A screenshot showing the confirmation screen for selecting your robot animals, chariot, grip or drift settng, and course. It shows the animals (deer here) and chariot, but not an image of the course or course type.

Image credit: CDR

For all the talk about hardware development and polygons per second in Real Vision’s other job, Zusar Vasar is low on detail in its backgrounds, and runs at 30 frames per second. Which is fine and all, but this isn’t the graphical showcase you might have expected when you read about the kind of stuff Real Vision was up to otherwise. It does the trick, though, and you get to put a pair of robot buffalo in front of a chariot that can fly or race on water, so really, you just come off looking greedy if you’re saying there’s not enough here for you.

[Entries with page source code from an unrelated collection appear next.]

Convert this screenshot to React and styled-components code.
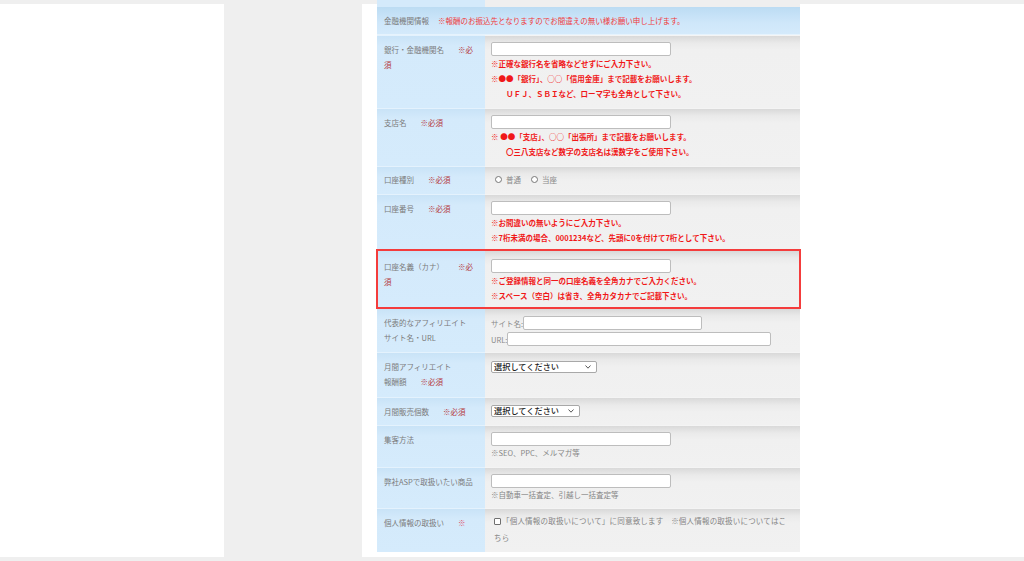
import React from "react";
import styled, { createGlobalStyle } from "styled-components";

const Global = createGlobalStyle`
  html, body { margin: 0; padding: 0; background: #efefef; }
  body { font-family: "Noto Sans CJK JP", "Noto Sans", sans-serif; }
  * { box-sizing: border-box; }
`;

const Page = styled.div`
  display: flex;
  height: 561px;
  padding: 4px 0;
  background: #efefef;
  overflow: hidden;
`;

const SideColumn = styled.div`
  width: 224px;
  background: #ffffff;
`;

const MainPanel = styled.div`
  flex: 1;
  margin-left: 138px;
  background: #ffffff;
  padding-left: 15px;
`;

const FormTable = styled.div`
  width: 423px;
  margin-top: -4px;
  display: flex;
  flex-direction: column;
`;

const Row = styled.div`
  display: grid;
  grid-template-columns: 108px 315px;
  height: ${(p) => p.h}px;
  ${(p) =>
    p.highlight &&
    `outline: 2px solid #f43c3c; outline-offset: -1px; position: relative; z-index: 1;`}
`;

const HeaderRow = styled.div`
  display: flex;
  align-items: center;
  height: ${(p) => p.h}px;
  padding: 0 0 1px 7px;
  background: linear-gradient(to bottom, #bcdcf3 0%, #cfe7fa 60%, #d4eafb 100%);
  border-bottom: 1px solid #e6f3fd;
  font-size: 7.5px;
  color: #7a7a7a;
`;

const HeaderNote = styled.span`
  margin-left: 9px;
  color: #f03a3a;
`;

const Label = styled.div`
  padding: ${(p) => (p.pt != null ? p.pt : 6)}px 8px 0 7px;
  font-size: 7.5px;
  line-height: 15px;
  color: #7b7b7b;
  background: linear-gradient(to bottom, #c9e3f7 0px, #d4eafb 10px, #d5ebfc 100%);
  border-top: 1px solid #e4f2fd;
`;

const Req = styled.span`
  margin-left: ${(p) => (p.gap != null ? p.gap : 14)}px;
  color: ${(p) => (p.pink ? "#e0506a" : "#b4383c")};
`;

const ReqCont = styled.span`
  color: #b4383c;
`;

const Value = styled.div`
  padding: ${(p) => (p.pt != null ? p.pt : 6)}px 8px 0 6px;
  font-size: 7.5px;
  line-height: 15px;
  color: #808080;
  background: linear-gradient(to bottom, #d9d9d9 0px, #eaeaea 7px, #f0f0f0 14px, #f1f1f1 100%);
  border-top: 1px solid #f4f4f4;
`;

const TextInput = styled.input`
  display: block;
  width: ${(p) => p.w || 180}px;
  height: 14px;
  margin: 0;
  padding: 0 3px;
  border: 1px solid #bdbdbd;
  border-radius: 2px;
  background: #ffffff;
  font-size: 8px;
  outline: none;
`;

const RedNote = styled.div`
  font-size: 7.5px;
  line-height: 15px;
  font-weight: 700;
  color: #f01818;
  white-space: pre;
`;

const GrayNote = styled.div`
  font-size: 7.5px;
  line-height: 13px;
  color: #858585;
`;

const FieldLine = styled.div`
  display: flex;
  align-items: center;
  height: 16px;
  color: #8a8a8a;
`;

const InlineInput = styled(TextInput)`
  display: inline-block;
`;

const SelectWrap = styled.div`
  position: relative;
  display: inline-flex;
  align-items: center;
  width: ${(p) => p.w}px;
  height: 12px;
  border: 1px solid #a8a8a8;
  border-radius: 2px;
  background: #ffffff;
  padding-left: 2px;
  font-size: 8.2px;
  font-weight: 500;
  color: #222222;
  margin-top: 1px;
`;

const Chevron = styled.svg`
  position: absolute;
  right: 5px;
  top: 3px;
  width: 6px;
  height: 4px;
`;

const ChoiceGroup = styled.div`
  display: flex;
  align-items: center;
  height: 15px;
  gap: 4px;
  padding-left: 4px;
`;

const Radio = styled.span`
  display: inline-block;
  width: 7px;
  height: 7px;
  border: 1px solid #777777;
  border-radius: 50%;
  background: #ffffff;
`;

const ChoiceText = styled.span`
  margin-right: 6px;
  color: #8a8a8a;
`;

const CheckLine = styled.div`
  line-height: 17px;
  color: #858585;
  padding-left: 3px;
  letter-spacing: 0.2px;
`;

const CheckBox = styled.span`
  display: inline-block;
  width: 7px;
  height: 7px;
  border: 1px solid #6f6f6f;
  border-radius: 1px;
  background: #ffffff;
  margin-right: 1px;
  vertical-align: -0.5px;
`;

const Sliver = styled.div`
  display: grid;
  grid-template-columns: 108px 315px;
  height: 7px;
`;

const SliverLabel = styled.div`
  background: #d4eafb;
`;

const SliverValue = styled.div`
  background: #efefef;
`;

function Select({ w }) {
  return (
    <SelectWrap w={w}>
      選択してください
      <Chevron viewBox="0 0 6 4">
        <polyline points="0.5,0.5 3,3.2 5.5,0.5" fill="none" stroke="#444" strokeWidth="0.9" />
      </Chevron>
    </SelectWrap>
  );
}

export default function App() {
  return (
    <>
      <Global />
      <Page>
        <SideColumn />
        <MainPanel>
          <FormTable>
            <Sliver>
              <SliverLabel />
              <SliverValue />
            </Sliver>
            <HeaderRow h={28}>
              金融機関情報
              <HeaderNote>※報酬のお振込先となりますのでお間違えの無い様お願い申し上げます。</HeaderNote>
            </HeaderRow>

            <Row h={73}>
              <Label>
                銀行・金融機関名<Req>※必</Req>
                <br />
                <ReqCont>須</ReqCont>
              </Label>
              <Value>
                <TextInput />
                <RedNote>※正確な銀行名を省略などせずにご入力下さい。</RedNote>
                <RedNote>※●●「銀行」、○○「信用金庫」まで記載をお願いします。</RedNote>
                <RedNote>{"　　ＵＦＪ、ＳＢＩなど、ローマ字も全角として下さい。"}</RedNote>
              </Value>
            </Row>

            <Row h={58}>
              <Label>
                支店名<Req>※必須</Req>
              </Label>
              <Value>
                <TextInput />
                <RedNote>※ ●●「支店」、○○「出張所」まで記載をお願いします。</RedNote>
                <RedNote>{"　　〇三八支店など数字の支店名は漢数字をご使用下さい。"}</RedNote>
              </Value>
            </Row>

            <Row h={28}>
              <Label pt={5}>
                口座種別<Req>※必須</Req>
              </Label>
              <Value pt={5}>
                <ChoiceGroup>
                  <Radio />
                  <ChoiceText>普通</ChoiceText>
                  <Radio />
                  <ChoiceText>当座</ChoiceText>
                </ChoiceGroup>
              </Value>
            </Row>

            <Row h={56}>
              <Label>
                口座番号<Req>※必須</Req>
              </Label>
              <Value>
                <TextInput />
                <RedNote>※お間違いの無いようにご入力下さい。</RedNote>
                <RedNote>※7桁未満の場合、0001234など、先頭に0を付けて7桁として下さい。</RedNote>
              </Value>
            </Row>

            <Row h={58} highlight>
              <Label pt={8}>
                口座名義（カナ）<Req>※必</Req>
                <br />
                <ReqCont>須</ReqCont>
              </Label>
              <Value pt={8}>
                <TextInput />
                <RedNote>※ご登録情報と同一の口座名義を全角カナでご入力ください。</RedNote>
                <RedNote>※スペース（空白）は省き、全角カタカナでご記載下さい。</RedNote>
              </Value>
            </Row>

            <Row h={44}>
              <Label>
                代表的なアフィリエイト
                <br />
                サイト名・URL
              </Label>
              <Value>
                <FieldLine>
                  サイト名:
                  <InlineInput w={179} />
                </FieldLine>
                <FieldLine>
                  URL:
                  <InlineInput w={264} />
                </FieldLine>
              </Value>
            </Row>

            <Row h={45}>
              <Label>
                月間アフィリエイト
                <br />
                報酬額<Req>※必須</Req>
              </Label>
              <Value>
                <Select w={106} />
              </Value>
            </Row>

            <Row h={28}>
              <Label>
                月間販売個数<Req>※必須</Req>
              </Label>
              <Value pt={5}>
                <Select w={89} />
              </Value>
            </Row>

            <Row h={42}>
              <Label>集客方法</Label>
              <Value>
                <TextInput />
                <GrayNote>※SEO、PPC、メルマガ等</GrayNote>
              </Value>
            </Row>

            <Row h={41}>
              <Label>弊社ASPで取扱いたい商品</Label>
              <Value>
                <TextInput />
                <GrayNote>※自動車一括査定、引越し一括査定等</GrayNote>
              </Value>
            </Row>

            <Row h={44}>
              <Label>
                個人情報の取扱い<Req pink>※</Req>
              </Label>
              <Value pt={3}>
                <CheckLine>
                  <CheckBox />
                  「個人情報の取扱いについて」に同意致します　※個人情報の取扱いについてはこ
                  <br />
                  ちら
                </CheckLine>
              </Value>
            </Row>
          </FormTable>
        </MainPanel>
      </Page>
    </>
  );
}
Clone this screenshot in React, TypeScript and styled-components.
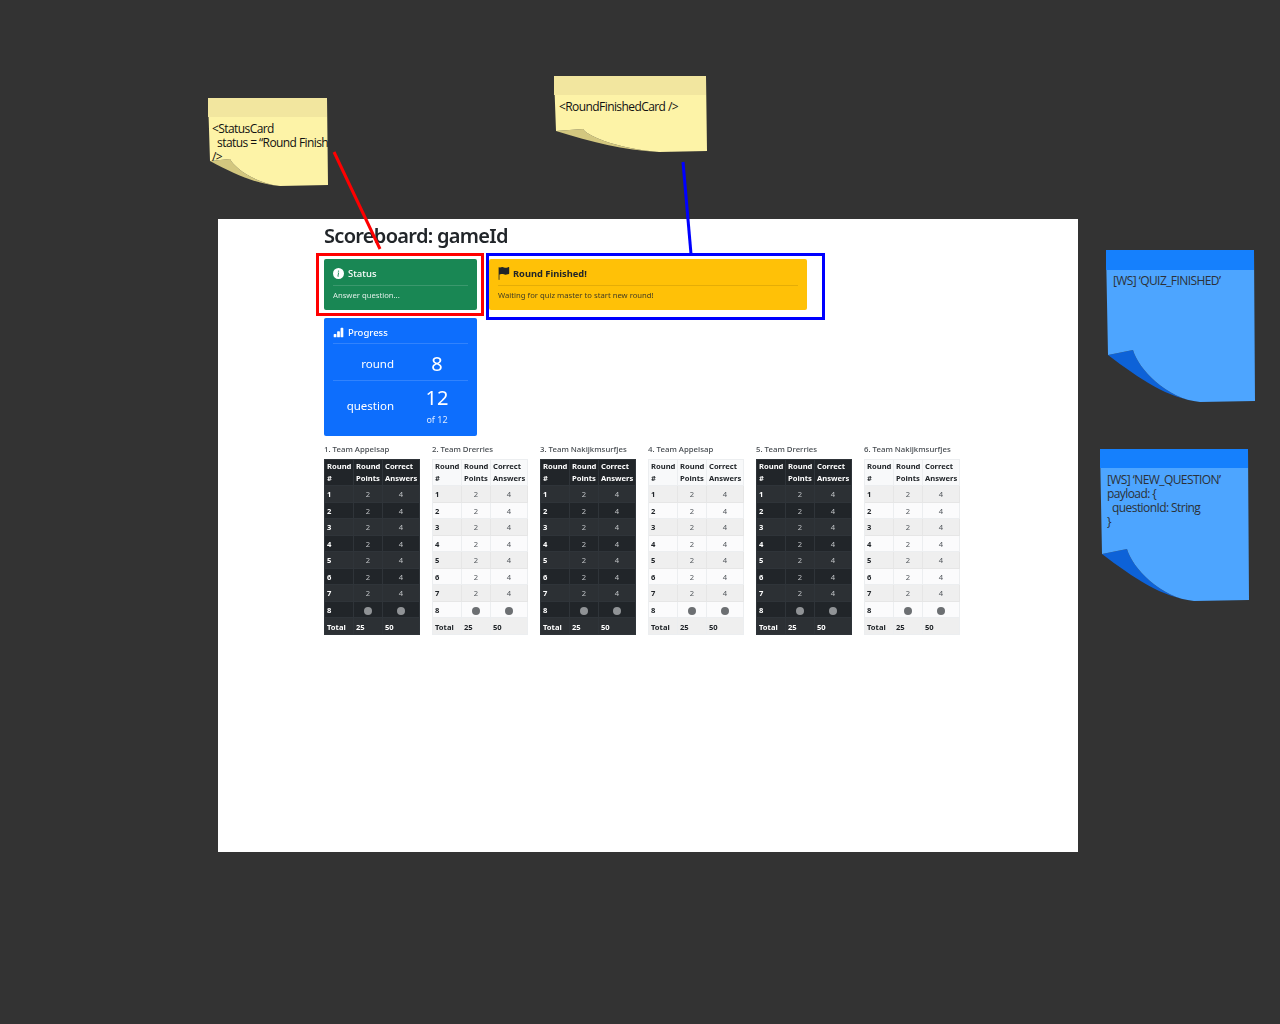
import React from "react";
import styled, { createGlobalStyle } from "styled-components";
import { BsBarChartFill, BsFlagFill, BsInfoCircleFill } from "react-icons/bs";

const GlobalStyle = createGlobalStyle`
  html, body {
    margin: 0;
    padding: 0;
    background: #333333;
  }
  * {
    box-sizing: border-box;
  }
`;

const Canvas = styled.div`
  position: relative;
  width: 1280px;
  height: 1024px;
  padding: 219px 202px 172px 218px;
  background: #333333;
  overflow: hidden;
  font-family: "Noto Sans", "Open Sans", sans-serif;
`;

const Frame = styled.main`
  width: 860px;
  height: 633px;
  padding: 4px 0 0 106px;
  background: #ffffff;
  color: #212529;
`;

// the screenshot on the board is a scaled down one, so its text is soft
const Soft = styled.div`
  filter: blur(0.3px);
`;

const Title = styled.h1`
  margin: 0 0 10px;
  height: 26px;
  font-size: 20px;
  line-height: 26px;
  font-weight: 600;
  letter-spacing: -0.7px;
`;

const CardRow = styled.div`
  display: flex;
  gap: 12px;
`;

const Card = styled.section<{ $bg: string; $fg: string; $width: number }>`
  width: ${({ $width }) => $width}px;
  padding: 8px 9px 0;
  border-radius: 2px;
  background: ${({ $bg }) => $bg};
  color: ${({ $fg }) => $fg};
`;

const StatusCard = styled(Card)`
  height: 51px;
`;

const ProgressCard = styled(Card)`
  height: 118px;
  margin-top: 8px;
`;

const CardHead = styled.div`
  display: flex;
  align-items: center;
  gap: 4px;
  height: 19px;
  padding-bottom: 5px;
  border-bottom: 1px solid rgba(0, 0, 0, 0.1);
  font-size: 9.5px;
  font-weight: 500;
  white-space: nowrap;

  svg {
    flex: none;
    width: 11px;
    height: 11px;
  }
`;

const BoldHead = styled(CardHead)`
  gap: 3px;
  font-size: 9.3px;
  font-weight: 700;

  svg {
    width: 13px;
    height: 13px;
    margin-left: -1px;
  }
`;

const LightHead = styled(CardHead)`
  border-bottom-color: rgba(255, 255, 255, 0.15);
`;

const ProgressHead = styled(LightHead)`
  height: 18px;
`;

const CardText = styled.p`
  margin: 4px 0 0;
  font-size: 7.7px;
  line-height: 10px;
  opacity: 0.85;
  white-space: nowrap;
`;

const Stat = styled.div<{ $height: number; $divider?: boolean }>`
  display: flex;
  align-items: center;
  height: ${({ $height }) => $height}px;
  padding-top: ${({ $divider }) => ($divider ? "3px" : "0")};
  border-bottom: ${({ $divider }) =>
    $divider ? "1px solid rgba(255, 255, 255, 0.15)" : "none"};
`;

const StatLabel = styled.div`
  flex: none;
  width: 61px;
  padding-bottom: 1px;
  font-size: 11.5px;
  text-align: right;
  white-space: nowrap;
`;

const StatValue = styled.div`
  flex: none;
  width: 86px;
  text-align: center;
  font-size: 20px;
  line-height: 24px;
`;

const StatNote = styled.div`
  font-size: 9px;
  line-height: 12px;
  margin-top: 4px;
  opacity: 0.85;
`;

const Teams = styled.div`
  display: flex;
  gap: 12px;
  margin-top: 8px;
`;

const Team = styled.div`
  width: 96px;
`;

const TeamName = styled.div`
  height: 15px;
  font-size: 7.8px;
  line-height: 10px;
  font-weight: 500;
  color: #454a4f;
  white-space: nowrap;
`;

const Table = styled.table<{ $dark?: boolean }>`
  width: 96px;
  table-layout: fixed;
  border-collapse: separate;
  border-spacing: 0;
  border-top: 1px solid ${({ $dark }) => ($dark ? "#2f3439" : "#eceef0")};
  border-left: 1px solid ${({ $dark }) => ($dark ? "#2f3439" : "#eceef0")};
  font-size: 7.6px;
  background: ${({ $dark }) => ($dark ? "#212529" : "#fbfbfc")};
  color: ${({ $dark }) => ($dark ? "#ffffff" : "#212529")};

  th,
  td {
    padding: 0 2px;
    border-right: 1px solid ${({ $dark }) => ($dark ? "#2f3439" : "#eceef0")};
    border-bottom: 1px solid ${({ $dark }) => ($dark ? "#2f3439" : "#eceef0")};
    overflow: hidden;
    white-space: nowrap;
  }

  thead th {
    height: 26px;
    padding-bottom: 1px;
    line-height: 12px;
    text-align: left;
    vertical-align: middle;
    font-weight: 700;
    background: ${({ $dark }) => ($dark ? "#212529" : "#f8f9fa")};
  }

  tbody th {
    height: 16.5px;
    padding-top: 1px;
    text-align: left;
    font-weight: 700;
  }

  tbody td {
    padding-top: 1px;
    text-align: center;
    color: ${({ $dark }) => ($dark ? "#c0c3c6" : "#50555a")};
  }

  tbody tr:nth-child(odd) th,
  tbody tr:nth-child(odd) td {
    background: ${({ $dark }) => ($dark ? "#2c3034" : "#efefef")};
    border-color: ${({ $dark }) => ($dark ? "#2f3439" : "#e6e6e6")};
  }

  tfoot th,
  tfoot td {
    height: 17px;
    padding-top: 1px;
    text-align: left;
    font-weight: 700;
    background: ${({ $dark }) => ($dark ? "#2c3034" : "#efefef")};
    color: ${({ $dark }) => ($dark ? "#ffffff" : "#212529")};
  }
`;

const FirstCol = styled.col`
  width: 29px;
`;

const MiddleCol = styled.col`
  width: 29px;
`;

const LastCol = styled.col`
  width: 37px;
`;

const Dot = styled.span<{ $dark?: boolean }>`
  display: inline-block;
  width: 8px;
  height: 8px;
  border-radius: 50%;
  vertical-align: middle;
  background: ${({ $dark }) => ($dark ? "#909396" : "#6c6f72")};
`;

const NoteBox = styled.aside<{
  $x: number;
  $y: number;
  $w: number;
  $h: number;
}>`
  position: absolute;
  left: ${({ $x }) => $x}px;
  top: ${({ $y }) => $y}px;
  width: ${({ $w }) => $w}px;
  height: ${({ $h }) => $h}px;
  overflow: hidden;

  svg {
    position: absolute;
    inset: 0;
  }
`;

const NoteText = styled.pre<{ $left: number; $color: string }>`
  position: absolute;
  left: ${({ $left }) => $left}px;
  top: 24px;
  margin: 0;
  font-family: "Open Sans", "Noto Sans", sans-serif;
  font-size: 12px;
  line-height: 14px;
  letter-spacing: -0.58px;
  color: ${({ $color }) => $color};
`;

const Highlight = styled.div<{
  $x: number;
  $y: number;
  $w: number;
  $h: number;
  $color: string;
}>`
  position: absolute;
  left: ${({ $x }) => $x}px;
  top: ${({ $y }) => $y}px;
  width: ${({ $w }) => $w}px;
  height: ${({ $h }) => $h}px;
  border: 3px solid ${({ $color }) => $color};
`;

const Connectors = styled.svg`
  position: absolute;
  left: 0;
  top: 0;
`;

const yellow = { band: "#f2e69f", body: "#fdf3a7", fold: "#d3c77f", text: "#111111" };
const blue = { band: "#1580fd", body: "#4da5ff", fold: "#0d62d8", text: "#2b3138" };

const notes = [
  {
    x: 208, y: 98, w: 120, h: 88, band: 19, foldY: 63, tipX: 22, tipY: 61, endX: 72,
    colors: yellow, textLeft: 4,
    text: "<StatusCard\n  status = “Round Finished”\n/>",
  },
  {
    x: 554, y: 76, w: 153, h: 76, band: 19, foldY: 55, tipX: 29, tipY: 53, endX: 105,
    colors: yellow, textLeft: 5,
    text: "<RoundFinishedCard />",
  },
  {
    x: 1106, y: 250, w: 149, h: 152, band: 20, foldY: 105, tipX: 27, tipY: 100, endX: 94,
    colors: blue, textLeft: 7,
    text: "[WS] ‘QUIZ_FINISHED’",
  },
  {
    x: 1100, y: 449, w: 149, h: 152, band: 19, foldY: 105, tipX: 27, tipY: 100, endX: 94,
    colors: blue, textLeft: 7,
    text: "[WS] ‘NEW_QUESTION’\npayload: {\n  questionId: String\n}",
  },
];

type NoteProps = (typeof notes)[number];

const Note = ({ x, y, w, h, band, foldY, tipX, tipY, endX, colors, text, textLeft }: NoteProps) => {
  const left = 2;
  const spanX = endX - left;
  const spanY = h - foldY;
  // control points of the curled corner's inner edge, tip to bottom edge
  const c1 = `${tipX + 5} ${tipY + 0.35 * (h - tipY)}`;
  const c2 = `${tipX + 0.5 * (endX - tipX)} ${h - 3}`;
  const sheet = `M0 0 H${w - 1} L${w} ${h - 1} L${endX} ${h} C${c2} ${c1} ${tipX} ${tipY} L${left} ${foldY} Z`;
  const fold = `M${left} ${foldY} L${tipX} ${tipY} C${c1} ${c2} ${endX} ${h}
    C${endX - 0.35 * spanX} ${h - 0.08 * spanY} ${left + 0.35 * spanX} ${foldY + 0.52 * spanY} ${left} ${foldY} Z`;
  return (
    <NoteBox $x={x} $y={y} $w={w} $h={h}>
      <svg width={w} height={h} viewBox={`0 0 ${w} ${h}`}>
        <path d={fold} fill={colors.fold} />
        <path d={sheet} fill={colors.body} />
        <path d={`M0 0 H${w - 1} V${band} H0 Z`} fill={colors.band} />
      </svg>
      <NoteText $left={textLeft} $color={colors.text}>
        {text}
      </NoteText>
    </NoteBox>
  );
};

const teams = [
  "1. Team Appelsap",
  "2. Team Drerries",
  "3. Team Nakijkmsurfjes",
  "4. Team Appelsap",
  "5. Team Drerries",
  "6. Team Nakijkmsurfjes",
];

const rounds = [1, 2, 3, 4, 5, 6, 7];

const ScoreTable = ({ dark }: { dark: boolean }) => (
  <Table $dark={dark}>
    <colgroup>
      <FirstCol />
      <MiddleCol />
      <LastCol />
    </colgroup>
    <thead>
      <tr>
        <th>
          Round
          <br />#
        </th>
        <th>
          Round
          <br />
          Points
        </th>
        <th>
          Correct
          <br />
          Answers
        </th>
      </tr>
    </thead>
    <tbody>
      {rounds.map((round) => (
        <tr key={round}>
          <th>{round}</th>
          <td>2</td>
          <td>4</td>
        </tr>
      ))}
      <tr>
        <th>8</th>
        <td>
          <Dot $dark={dark} />
        </td>
        <td>
          <Dot $dark={dark} />
        </td>
      </tr>
    </tbody>
    <tfoot>
      <tr>
        <th>Total</th>
        <td>25</td>
        <td>50</td>
      </tr>
    </tfoot>
  </Table>
);

export default function App() {
  return (
    <Canvas>
      <GlobalStyle />
      <Frame>
        <Soft>
          <Title>Scoreboard: gameId</Title>
          <CardRow>
            <StatusCard $bg="#198754" $fg="#ffffff" $width={153}>
              <LightHead>
                <BsInfoCircleFill />
                Status
              </LightHead>
              <CardText>Answer question...</CardText>
            </StatusCard>
            <StatusCard $bg="#ffc107" $fg="#212529" $width={318}>
              <BoldHead>
                <BsFlagFill />
                Round Finished!
              </BoldHead>
              <CardText>Waiting for quiz master to start new round!</CardText>
            </StatusCard>
          </CardRow>
          <ProgressCard $bg="#0d6efd" $fg="#ffffff" $width={153}>
            <ProgressHead>
              <BsBarChartFill />
              Progress
            </ProgressHead>
            <Stat $height={37} $divider>
              <StatLabel>round</StatLabel>
              <StatValue>8</StatValue>
            </Stat>
            <Stat $height={50}>
              <StatLabel>question</StatLabel>
              <StatValue>
                12
                <StatNote>of 12</StatNote>
              </StatValue>
            </Stat>
          </ProgressCard>
          <Teams>
            {teams.map((name, index) => (
              <Team key={index}>
                <TeamName>{name}</TeamName>
                <ScoreTable dark={index % 2 === 0} />
              </Team>
            ))}
          </Teams>
        </Soft>
      </Frame>
      {notes.map((note) => (
        <Note key={note.text} {...note} />
      ))}
      <Highlight $x={316} $y={253} $w={168} $h={63} $color="#ff0000" />
      <Highlight $x={486} $y={253} $w={339} $h={67} $color="#0000ff" />
      <Connectors width={1280} height={1024}>
        <line x1={334} y1={152} x2={380} y2={249} stroke="#ff0000" strokeWidth={3} />
        <line x1={683} y1={162} x2={691} y2={254} stroke="#0000ff" strokeWidth={3} />
      </Connectors>
    </Canvas>
  );
}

That all being said, Zusar Vasar is certainly not going to be for everyone. Which means there’s just enough of it to go around for the weirdos [complimentary] who it is for. A copy of Zusar Vasar in the case will run you over $100 on the secondhand market as of this writing, but this is the Dreamcast we’re talking about, so surely you’ve already come up with some kind of region-unlocking, burned-disc workaround for that. Or maybe you’re fancy, and have an ODE in your Dreamcast so you don’t even need to bother with the whole disc thing. The point is, if you’re already at the point where you can play whatever Dreamcast game you desire without breaking the bank in 2025, then you’re also the target audience for Zusar Vasar simply because you’re still here after all this time. At the least, you should experience it. You don’t have to like it, you don’t have to love it, but you do owe it to yourself and to Real Vision to play the game where robot elephants race robot hyenas in chariots that drift, sometimes in the air, sometimes in the water.

Oh, and one last thing: Zusar Vasar is already in English, even though it only released in Japan. There’s the occasional screen with Japanese characters, but everything you need in order to pick game modes or robot animals or chariots or tracks is in English, so, there’s no language barrier here or need to wait for an unofficial translation. Start your… engines?